Gather up every line from the entries below that uses the word "table".

★ ★ ★ ★

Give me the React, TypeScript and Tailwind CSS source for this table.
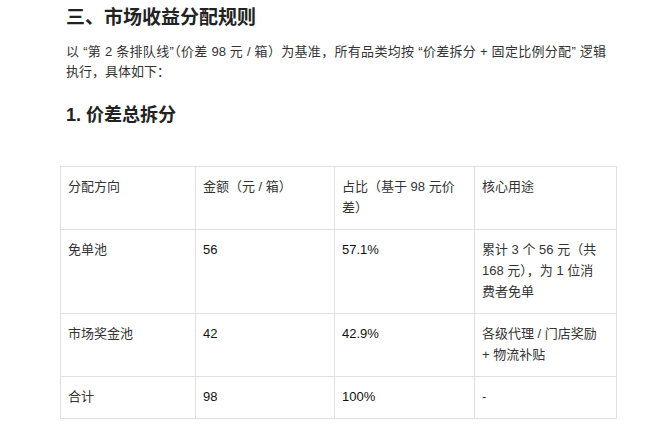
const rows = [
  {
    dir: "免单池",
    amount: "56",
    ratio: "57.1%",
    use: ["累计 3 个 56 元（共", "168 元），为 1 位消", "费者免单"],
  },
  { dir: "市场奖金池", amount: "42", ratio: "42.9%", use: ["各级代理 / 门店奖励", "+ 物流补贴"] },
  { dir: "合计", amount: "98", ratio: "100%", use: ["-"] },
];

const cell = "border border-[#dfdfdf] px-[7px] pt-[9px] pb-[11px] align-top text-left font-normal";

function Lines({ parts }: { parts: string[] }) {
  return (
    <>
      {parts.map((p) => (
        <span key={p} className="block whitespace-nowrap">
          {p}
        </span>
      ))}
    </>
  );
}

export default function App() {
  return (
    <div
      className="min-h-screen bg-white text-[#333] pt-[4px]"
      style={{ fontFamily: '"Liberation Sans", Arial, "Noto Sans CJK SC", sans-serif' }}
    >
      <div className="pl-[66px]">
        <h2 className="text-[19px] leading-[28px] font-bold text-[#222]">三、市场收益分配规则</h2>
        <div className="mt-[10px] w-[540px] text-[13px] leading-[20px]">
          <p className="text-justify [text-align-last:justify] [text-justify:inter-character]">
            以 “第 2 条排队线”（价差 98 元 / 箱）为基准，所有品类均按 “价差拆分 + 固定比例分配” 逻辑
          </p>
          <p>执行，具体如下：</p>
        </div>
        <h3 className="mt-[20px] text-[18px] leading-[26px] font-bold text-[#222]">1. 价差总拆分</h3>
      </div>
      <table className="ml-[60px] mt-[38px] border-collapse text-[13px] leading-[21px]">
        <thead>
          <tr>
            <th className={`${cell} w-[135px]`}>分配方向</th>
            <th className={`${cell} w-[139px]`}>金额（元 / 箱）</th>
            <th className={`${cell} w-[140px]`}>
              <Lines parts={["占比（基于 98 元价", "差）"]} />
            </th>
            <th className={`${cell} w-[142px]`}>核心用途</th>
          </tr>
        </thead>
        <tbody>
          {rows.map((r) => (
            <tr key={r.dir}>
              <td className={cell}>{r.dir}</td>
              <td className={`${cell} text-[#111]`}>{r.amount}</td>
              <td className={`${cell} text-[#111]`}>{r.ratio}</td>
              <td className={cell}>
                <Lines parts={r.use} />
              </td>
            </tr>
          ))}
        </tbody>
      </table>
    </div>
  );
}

★ ★ ★ ★

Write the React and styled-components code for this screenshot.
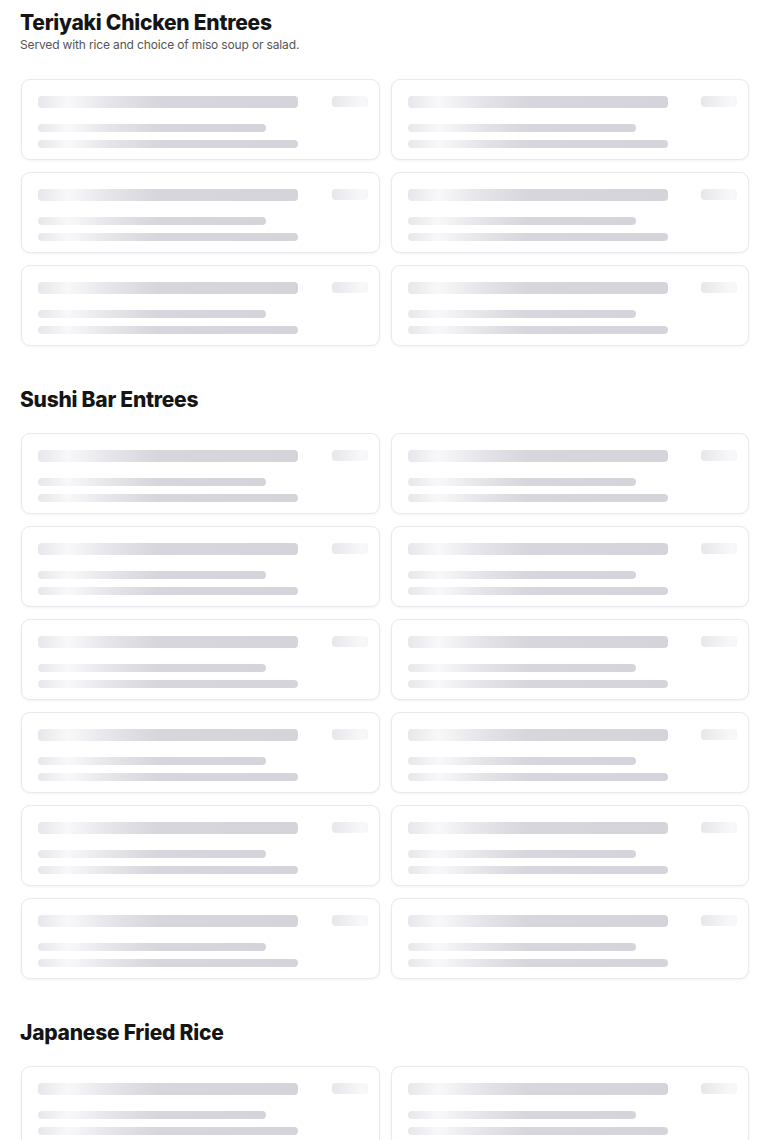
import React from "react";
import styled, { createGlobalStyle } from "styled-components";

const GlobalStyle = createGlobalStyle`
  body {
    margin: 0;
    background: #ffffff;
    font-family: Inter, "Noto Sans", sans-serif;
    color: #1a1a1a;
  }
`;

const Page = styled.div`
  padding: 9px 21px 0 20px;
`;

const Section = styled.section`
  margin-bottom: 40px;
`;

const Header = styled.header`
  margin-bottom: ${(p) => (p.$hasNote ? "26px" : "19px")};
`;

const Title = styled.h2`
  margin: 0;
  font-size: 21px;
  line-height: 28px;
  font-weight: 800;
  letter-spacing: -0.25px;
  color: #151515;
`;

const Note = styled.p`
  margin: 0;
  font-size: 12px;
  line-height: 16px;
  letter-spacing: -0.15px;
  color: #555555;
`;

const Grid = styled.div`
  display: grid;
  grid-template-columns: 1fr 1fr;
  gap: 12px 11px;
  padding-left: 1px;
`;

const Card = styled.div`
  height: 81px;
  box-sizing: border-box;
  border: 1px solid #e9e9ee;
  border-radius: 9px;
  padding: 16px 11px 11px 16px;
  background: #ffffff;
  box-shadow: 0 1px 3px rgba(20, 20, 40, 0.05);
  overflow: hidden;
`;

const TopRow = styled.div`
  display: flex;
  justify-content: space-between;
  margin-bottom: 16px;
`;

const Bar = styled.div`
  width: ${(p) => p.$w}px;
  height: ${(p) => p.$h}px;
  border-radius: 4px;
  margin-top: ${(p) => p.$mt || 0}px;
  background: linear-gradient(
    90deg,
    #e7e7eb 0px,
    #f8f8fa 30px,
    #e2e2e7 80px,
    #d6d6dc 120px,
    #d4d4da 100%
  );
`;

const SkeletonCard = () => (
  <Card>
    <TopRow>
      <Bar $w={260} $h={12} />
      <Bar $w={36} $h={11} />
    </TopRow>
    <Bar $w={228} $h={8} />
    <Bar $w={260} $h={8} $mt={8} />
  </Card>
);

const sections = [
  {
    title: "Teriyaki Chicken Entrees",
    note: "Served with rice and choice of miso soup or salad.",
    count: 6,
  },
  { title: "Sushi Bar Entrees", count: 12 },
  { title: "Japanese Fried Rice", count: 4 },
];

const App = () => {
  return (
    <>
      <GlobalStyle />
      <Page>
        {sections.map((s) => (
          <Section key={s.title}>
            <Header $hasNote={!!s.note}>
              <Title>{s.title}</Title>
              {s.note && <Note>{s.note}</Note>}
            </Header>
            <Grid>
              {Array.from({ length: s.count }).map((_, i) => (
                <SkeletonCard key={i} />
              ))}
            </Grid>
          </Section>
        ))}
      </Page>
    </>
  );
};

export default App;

★ ★ ★ ★

-- Task response --
Give me the React, TypeScript and Tailwind CSS source for this table.
      <table className="ml-[60px] mt-[38px] border-collapse text-[13px] leading-[21px]">
      </table>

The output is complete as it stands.